Stated exercise => Provide only the number of lines in the data below that contain the word "styles".

Data excerpt =>
»»

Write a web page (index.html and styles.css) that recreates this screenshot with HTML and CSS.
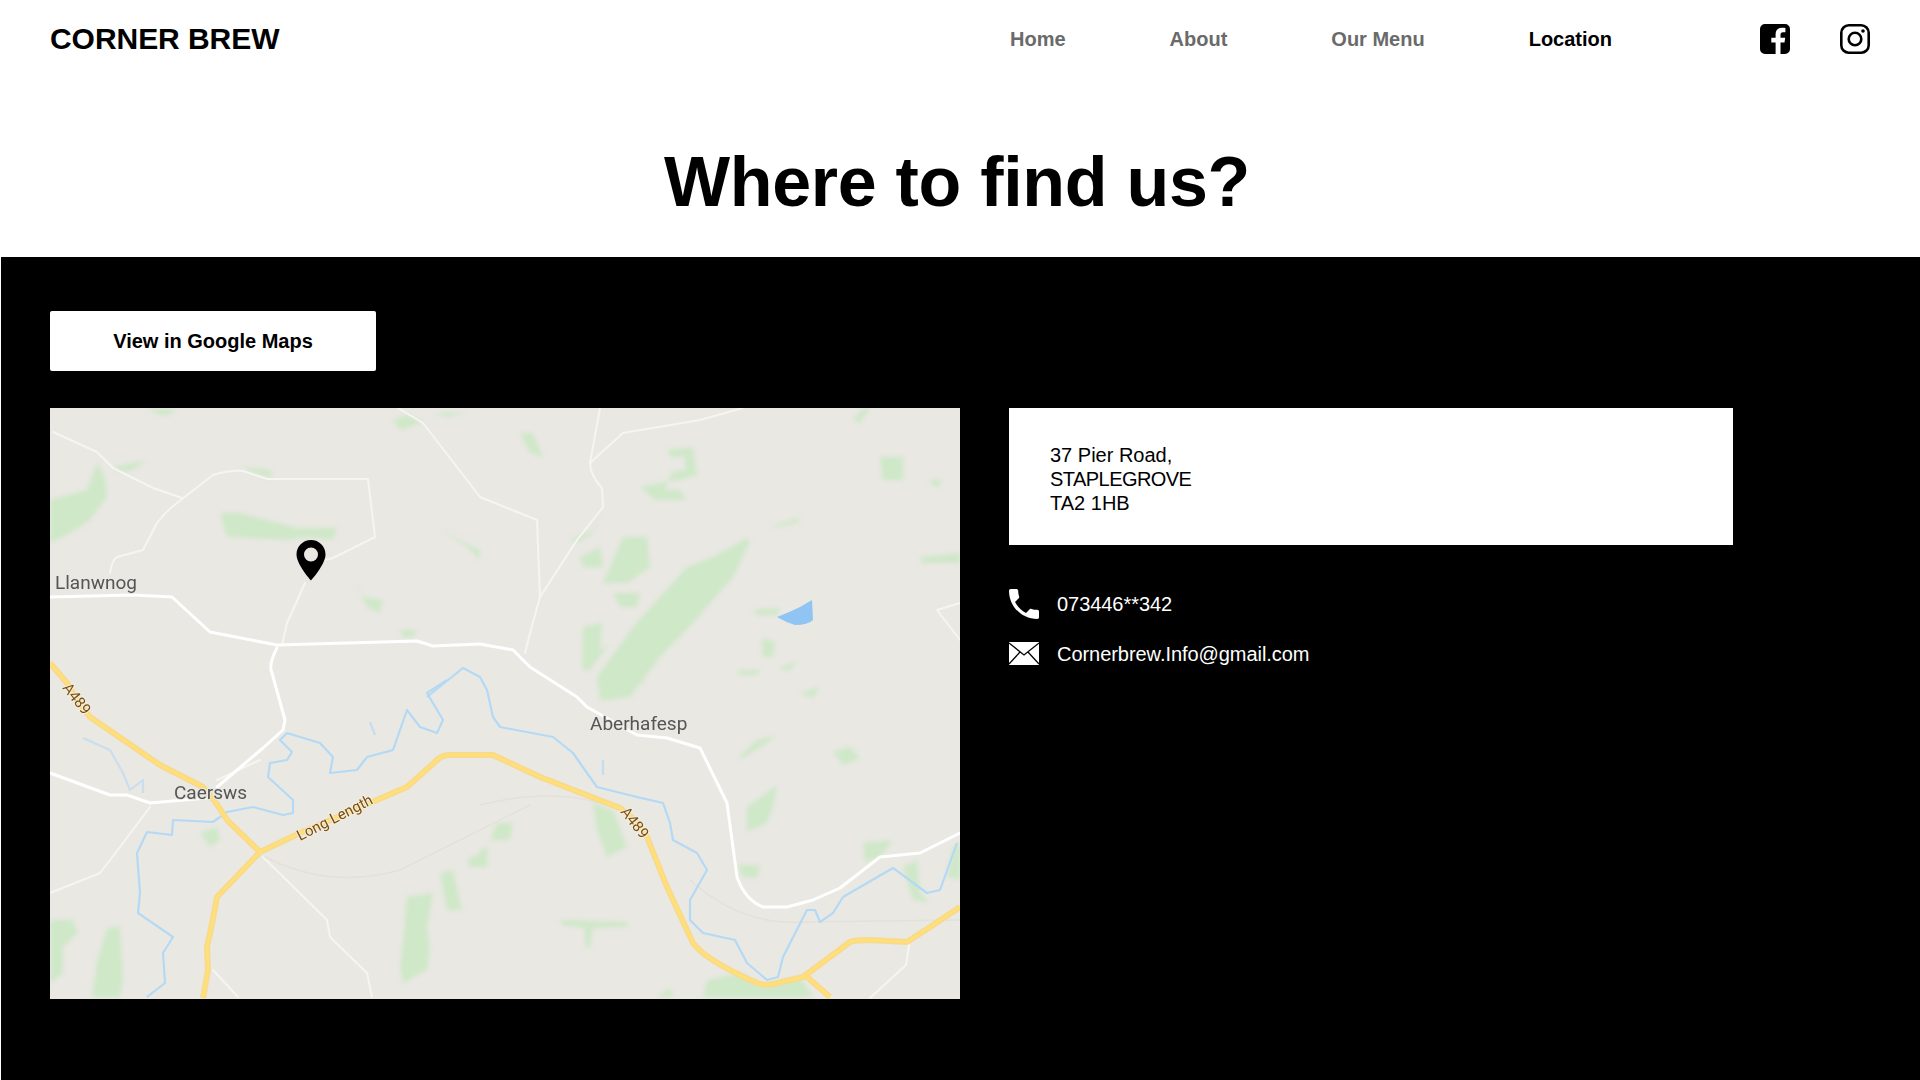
FILE: index.html
```html
<!DOCTYPE html>
<html lang="en">
<head>
    <meta charset="UTF-8">
    <meta name="viewport" content="width=device-width, initial-scale=1.0">
    <title>Corner Brew - Location</title>
    <link rel="stylesheet" href="styles.css">
</head>
<body>

    <header class="topbar">
        <div class="logo">CORNER BREW</div>
        <nav class="nav">
            <a href="#">Home</a>
            <a href="#">About</a>
            <a href="#">Our Menu</a>
            <a href="#" class="active">Location</a>
        </nav>
        <div class="social">
            <svg width="30" height="30" viewBox="0 0 30 30">
                <path fill-rule="evenodd" d="M5 0h20a5 5 0 0 1 5 5v20a5 5 0 0 1-5 5h-4.500v-11.500h4l.7-4.800h-4.700v-3c0-1.500.7-2.400 2.500-2.400h2.400v-4.300c-1-.1-2.200-.3-3.500-.3-3.700 0-6.300 2.200-6.300 6.300v3.700h-4.300v4.800h4.300v11.500h-10.600a5 5 0 0 1-5-5v-20a5 5 0 0 1 5-5z"/>
            </svg>
            <svg width="30" height="30" viewBox="0 0 30 30" fill="none" stroke="#000">
                <rect x="1.300" y="1.300" width="27.400" height="27.400" rx="7.500" stroke-width="2.600"/>
                <circle cx="15" cy="15" r="6.300" stroke-width="2.600"/>
                <circle cx="23" cy="7" r="1.800" fill="#000" stroke="none"/>
            </svg>
        </div>
    </header>

    <h1 class="title">Where to find us?</h1>

    <section class="location">
        <a href="#" class="maps-btn">View in Google Maps</a>

        <div class="location-row">
            <!-- map drawn in page coordinates so it was easier to trace -->
            <svg class="map" width="910" height="591" viewBox="50 408 910 591">
                <defs>
                    <filter id="soft" x="-20%" y="-20%" width="140%" height="140%"><feGaussianBlur stdDeviation="2.200"/></filter>
                    <filter id="softer" x="-5%" y="-5%" width="110%" height="110%"><feGaussianBlur stdDeviation="0.700"/></filter>
                    <g id="yellow-roads">
                        <path d="M50 663L67 683Q76 700 90 717L160 765L203 787Q215 800 227 820L260 852"/>
                        <path d="M260 852L300 833L407 787L435 762Q441 755 450 755L493 755L540 777L620 808Q637 820 647 837L667 887L693 943Q705 960 757 983Q765 986 773 984L803 977L850 942Q855 940 870 940L907 942L930 927L960 907"/>
                        <path d="M807 977L830 997"/>
                        <path d="M260 852L217 897Q212 925 207 947L208 970L203 998"/>
                    </g>
                </defs>
                <rect x="50" y="408" width="910" height="591" fill="#e9e8e3"/>

                <g fill="#cfe8c8" filter="url(#soft)">
                    <path d="M50 500L87 490L97 463L105 477L107 497L90 520L63 537L50 543Z"/>
                    <path d="M113 467L147 460L133 470L120 472Z"/>
                    <path d="M147 408L177 410L170 415L160 415Z"/>
                    <path d="M220 513L240 513L297 528L337 528L333 540L307 537L287 540L227 537Z"/>
                    <path d="M240 467L270 470L273 478L260 475Z"/>
                    <path d="M393 420L407 415L423 422L400 430Z"/>
                    <path d="M432 413L467 413L447 417Z"/>
                    <path d="M440 530L480 550L480 560L467 547Z"/>
                    <path d="M352 577L363 597L383 600L380 613L367 607Z"/>
                    <path d="M400 630L417 630L413 637L403 637Z"/>
                    <path d="M600 700L597 677L633 627L687 567L713 557L747 538L750 542L733 577L693 623L660 657L630 697Z"/>
                    <path d="M667 450L693 447L697 475L680 480L665 482L640 487L655 500L687 500L680 490L665 490L672 472L685 470L685 456L672 458Z"/>
                    <path d="M623 537L647 537L650 567L627 583L603 583Z"/>
                    <path d="M580 557L600 547L603 567L583 567Z"/>
                    <path d="M613 593L640 593L637 607L620 607Z"/>
                    <path d="M583 627L602 623L600 650L610 643L590 670L582 670Z"/>
                    <path d="M880 457L903 457L903 480L883 480Z"/>
                    <path d="M770 527L800 517L797 523L777 527Z"/>
                    <path d="M928 480L943 480L937 488Z"/>
                    <path d="M920 557L960 553L960 563L923 563Z"/>
                    <path d="M753 610L780 608L777 615L757 615Z"/>
                    <path d="M762 638L775 642L773 657L763 657Z"/>
                    <path d="M737 670L760 670L757 675L740 675Z"/>
                    <path d="M780 667L797 662L790 670L782 670Z"/>
                    <path d="M800 693L820 687L813 698Z"/>
                    <path d="M520 433L533 433L543 457L530 453Z"/>
                    <path d="M853 420L863 408L870 408L860 423Z"/>
                    <path d="M570 540L593 530L603 510L593 533L577 543Z"/>
                    <path d="M738 758L757 740L775 735L767 743L743 758Z"/>
                    <path d="M833 752L850 747L860 758L843 765Z"/>
                    <path d="M747 807L777 785L773 807L767 823L747 832Z"/>
                    <path d="M863 843L893 840L880 857L865 862Z"/>
                    <path d="M737 865L760 865L757 878L743 877Z"/>
                    <path d="M903 867L917 860L920 893L930 903L913 900Z"/>
                    <path d="M953 847L960 843L960 880L947 877Z"/>
                    <path d="M600 680L647 680L613 700L603 700Z"/>
                    <path d="M593 803L613 810L627 847L607 857L597 830Z"/>
                    <path d="M497 823L513 823L510 840L490 840Z"/>
                    <path d="M480 850L488 847L487 867L480 867Z"/>
                    <path d="M560 920L627 922L627 927L593 928L590 947L585 947L585 928L562 925Z"/>
                    <path d="M707 980L740 973L763 987L800 977L813 997L703 997Z"/>
                    <path d="M657 997L670 988L673 997Z"/>
                    <path d="M50 920L73 920L78 933L63 947L63 973L50 983Z"/>
                    <path d="M107 928L120 927L123 980L120 997L92 997L97 963Z"/>
                    <path d="M200 833L217 827L220 840L210 847Z"/>
                    <path d="M407 897L433 893L427 927L430 947L427 970L403 983L400 967L403 943Z"/>
                    <path d="M440 873L453 870L462 910L447 910Z"/>
                    <path d="M467 860L480 853L480 867L470 867Z"/>
                </g>

                <g fill="none" stroke-linejoin="round" stroke-linecap="round" filter="url(#softer)">
                    <g stroke="#f6f5f1" stroke-width="2">
                        <path d="M53 432L97 452L113 468L153 488L182 498"/>
                        <path d="M110 573Q112 560 117 557L143 550L157 523Q165 512 177 503L213 475Q230 470 243 471L267 479L368 479L375 537L333 558L325 560"/>
                        <path d="M305 583L287 623L282 645"/>
                        <path d="M600 408L590 463Q590 475 602 488L603 507L577 540L540 597L530 633L525 653"/>
                        <path d="M590 463L623 433L700 420L743 408"/>
                        <path d="M480 497L537 520L540 597"/>
                        <path d="M398 408L423 423L480 497"/>
                        <path d="M960 603L937 610L960 640"/>
                        <path d="M150 807L120 847L100 873L50 893"/>
                        <path d="M263 857L327 920L330 937L367 973L372 997"/>
                        <path d="M213 970L238 997"/>
                        <path d="M260 760L217 780"/>
                        <path d="M909 945L906 965L870 998"/>
                    </g>
                    <g stroke="#e2e1dc" stroke-width="1.500">
                        <path d="M265 857Q330 890 400 870Q440 850 530 805"/>
                        <path d="M480 805Q560 785 620 810M690 880Q740 925 800 922L960 920"/>
                    </g>
                    <g stroke="#fff" stroke-width="3">
                        <path d="M50 597L133 595L172 597L210 632L277 645L417 641L433 646L480 644L513 650L530 667L577 697L587 707L637 735L667 738L700 748L727 803L737 877Q745 900 763 907L787 907L813 900L840 888L880 857L920 853L960 833"/>
                        <path d="M277 648Q268 665 272 673L285 720L283 730L263 748L217 787"/>
                        <path d="M50 773L110 795L127 795L150 803L207 798"/>
                    </g>
                </g>

                <g fill="none" stroke="#b4d9f5" stroke-width="2.200" stroke-linejoin="round" filter="url(#softer)">
                    <path d="M427 697L463 668L480 677L487 690L493 717L500 727L553 737L573 753L587 773L597 787L637 797L663 803L670 823L673 840L697 853L707 870L690 900L690 920L703 933L735 940L747 963L767 980L778 977L783 957L807 910L815 910L820 922L833 913L843 897L893 868L927 893L940 890L957 843"/>
                    <path d="M447 680L427 693L443 720L437 733L420 727L407 710L393 750L367 757L357 770L330 773L333 757L320 743L287 733L280 740L292 752L287 760L270 763L268 777L293 800L293 813L283 815L253 807L227 812L213 822L173 820L172 835L147 832L137 853L140 893L138 913L173 937L163 953L165 983L147 997"/>
                    <path d="M83 738L110 750L123 773L130 790L143 780L143 793" opacity="0.6"/>
                    <path d="M603 760L603 775M370 722L375 735" opacity="0.7"/>
                </g>
                <path d="M777 617Q790 612 800 607L812 600L813 620Q808 625 795 625Q785 622 777 617Z" fill="#8fc4f3" filter="url(#softer)"/>

                <g fill="none" stroke-linejoin="round" filter="url(#softer)">
                    <use href="#yellow-roads" stroke="#f8d98d" stroke-width="6"/>
                    <use href="#yellow-roads" stroke="#fedf78" stroke-width="3"/>
                </g>

                <g class="map-place">
                    <text x="55" y="589">Llanwnog</text>
                    <text x="174" y="799">Caersws</text>
                    <text x="590" y="730">Aberhafesp</text>
                </g>
                <g class="map-road">
                    <text transform="translate(62 688) rotate(52)">A489</text>
                    <text transform="translate(300 841) rotate(-27)">Long Length</text>
                    <text transform="translate(620 812) rotate(52)">A489</text>
                </g>

                <path fill-rule="evenodd" d="M311 540c-8 0-14.500 6.300-14.500 14.500 0 10 14.500 26 14.500 26s14.500-16 14.500-26c0-8.200-6.500-14.500-14.500-14.500zm0 7.500a7 7 0 1 1 0 14 7 7 0 0 1 0-14z"/>
            </svg>

            <div class="contact">
                <div class="address">
                    37 Pier Road,<br>
                    <span class="address-town">STAPLEGROVE</span><br>
                    TA2 1HB
                </div>
                <div class="contact-line">
                    <svg width="30" height="30" viewBox="3 3 18 18" fill="#fff">
                        <path d="M6.620 10.790c1.440 2.830 3.760 5.140 6.590 6.590l2.200-2.200c.27-.27.67-.36 1.020-.24 1.120.37 2.330.57 3.570.57.55 0 1 .45 1 1V20c0 .55-.45 1-1 1-9.390 0-17-7.610-17-17 0-.55.45-1 1-1h3.500c.55 0 1 .45 1 1 0 1.250.2 2.450.57 3.570.11.35.03.74-.25 1.020l-2.200 2.200z"/>
                    </svg>
                    <span>073446**342</span>
                </div>
                <div class="contact-line">
                    <svg width="30" height="24" viewBox="0 0 30 24">
                        <rect width="30" height="23" fill="#fff"/>
                        <path d="M0 1L15 13L30 1M0 22L11 10M30 22L19 10" fill="none" stroke="#000" stroke-width="1.300"/>
                    </svg>
                    <span>Cornerbrew.Info@gmail.com</span>
                </div>
            </div>
        </div>
    </section>

</body>
</html>
```

FILE: styles.css
```css
* {
    margin: 0;
    padding: 0;
    box-sizing: border-box;
}
body {
    font-family: "Liberation Sans", Arial, sans-serif;
    background-color: white;
    color: black;
    height: 1080px;
    overflow: hidden;
    display: flex;
    flex-direction: column;
}
a {
    text-decoration: none;
    color: inherit;
}
.topbar {
    height: 77px;
    flex-shrink: 0;
    padding: 0 50px;
    display: flex;
    align-items: center;
}
.logo {
    font-size: 30px;
    font-weight: bold;
    letter-spacing: -0.05px;
    width: 960px;
}
.nav {
    display: flex;
    gap: 104px;
    padding-top: 2px;
    font-size: 20px;
    font-weight: bold;
    color: #6a6a6a;
}
.nav .active {
    color: black;
}
.social {
    margin-left: auto;
    display: flex;
    gap: 50px;
}
.title {
    height: 180px;
    flex-shrink: 0;
    padding-top: 62px;
    font-size: 70px;
    line-height: 86px;
    font-weight: bold;
    letter-spacing: -0.3px;
    text-align: center;
    margin-left: -6px;
}
.location {
    flex: 1;
    margin-left: 1px;
    padding: 54px 49px 0;
    background-color: black;
    color: white;
}
.maps-btn {
    display: flex;
    align-items: center;
    justify-content: center;
    width: 326px;
    height: 60px;
    border-radius: 2px;
    background-color: white;
    color: black;
    font-size: 20px;
    font-weight: bold;
}
.location-row {
    display: flex;
    gap: 49px;
    margin-top: 37px;
}
.map {
    display: block;
    flex-shrink: 0;
}
.map-place text {
    font-family: Roboto, sans-serif;
    font-size: 19px;
    fill: #555;
    stroke: #e9e8e3;
    stroke-width: 2px;
    paint-order: stroke;
}
.map-road text {
    font-family: Roboto, sans-serif;
    font-size: 15px;
    fill: #7a4d12;
    stroke: #f3eedd;
    stroke-width: 2px;
    paint-order: stroke;
}
.contact {
    width: 724px;
}
.address {
    height: 137px;
    padding: 35px 41px 0;
    background-color: white;
    color: black;
    font-size: 20px;
    line-height: 24px;
}
.address-town {
    letter-spacing: -0.55px;
}
.contact-line {
    display: flex;
    align-items: center;
    gap: 18px;
    height: 30px;
    font-size: 20px;
    letter-spacing: -0.05px;
}
.address + .contact-line {
    margin-top: 44px;
}
.contact-line + .contact-line {
    margin-top: 20px;
}
```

««

Solved problem => 3